Cold and fed up, 11 sailors from Caribbean and South America are stuck in Trois-Rivières, Que.
CBC
Eleven Caribbean and South American sailors are stuck at the port in Trois-Rivières, Que., aboard three cramped tugboats that were destined for export in October.
For three months the tugboats have been sitting idle in the port, detained by Transport Canada for failing to meet various laws and international maritime conventions necessary for an international voyage.
Once Canadian-owned and Canadian-flagged vessels, they were sold to B.K. Marine, a Guyanese company, according to Vince Giannopoulos, the vice-president of the St. Lawrence and East Coast Seafarers' International Union of Canada.
With the new owners hoping to bring the boats back to Guyana for tug work and shipping in South America and the Caribbean, Giannopoulos says the boats needed to undergo many "regulation-based changes."
But months ago, Giannopoulos was contacted by seafarers who raised concerns about their living and working conditions aboard the vessels — reporting that they were paid below what they were initially promised and not given contracts.
Mark Wong worked on one ship as an engineer for months without a contract. He arrived in Canada in June 2022, expecting he would be en route shortly.
But in October, he was among those who got stuck in Trois-Rivières.
"They promised it very early when we got in 'you're gonna get a contract, you're gonna get a contract.' And you know we don't fight nobody. We're just quiet people," said Wong.
Wong says he only received the contract in December, shortly before he flew back home to Guyana on Dec. 24 in the sweatshirt and jeans he arrived in many months before.
"As a seaman, I just adjust myself to any condition … [But] the winter was coming in … It's kind of a relief that [I'm] out of the cold," said Wong.
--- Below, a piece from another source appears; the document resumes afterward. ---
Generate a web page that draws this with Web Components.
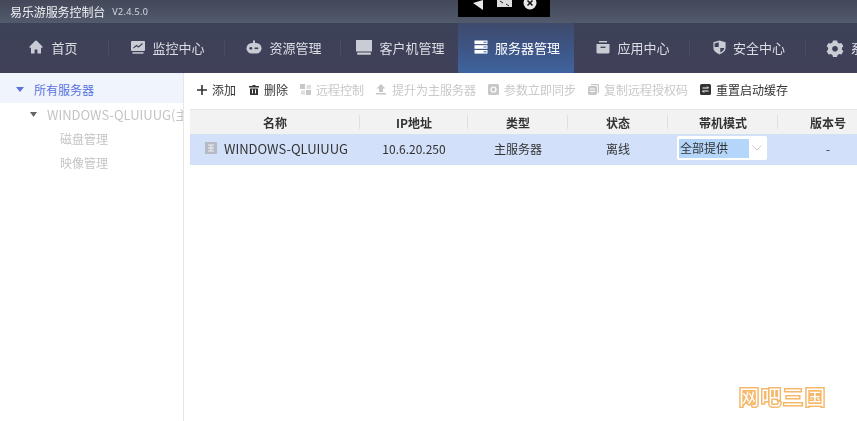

Even though employers are legally required to offer contracts in writing in Canada, Giannopoulos says Wong's situation was common among workers.
"A lot of the crew are pretty disappointed … [They] were told things back home and when they got here to the vessels, those things weren't necessarily true," said Giannopoulos.
He said many of the crew members received only a third of what they were initially promised as pay.
"Imagine yourself taking a job in a foreign country and you get there and nothing is what you've expected. You know it can be really tough to deal with that kind of thing," said Giannopoulos.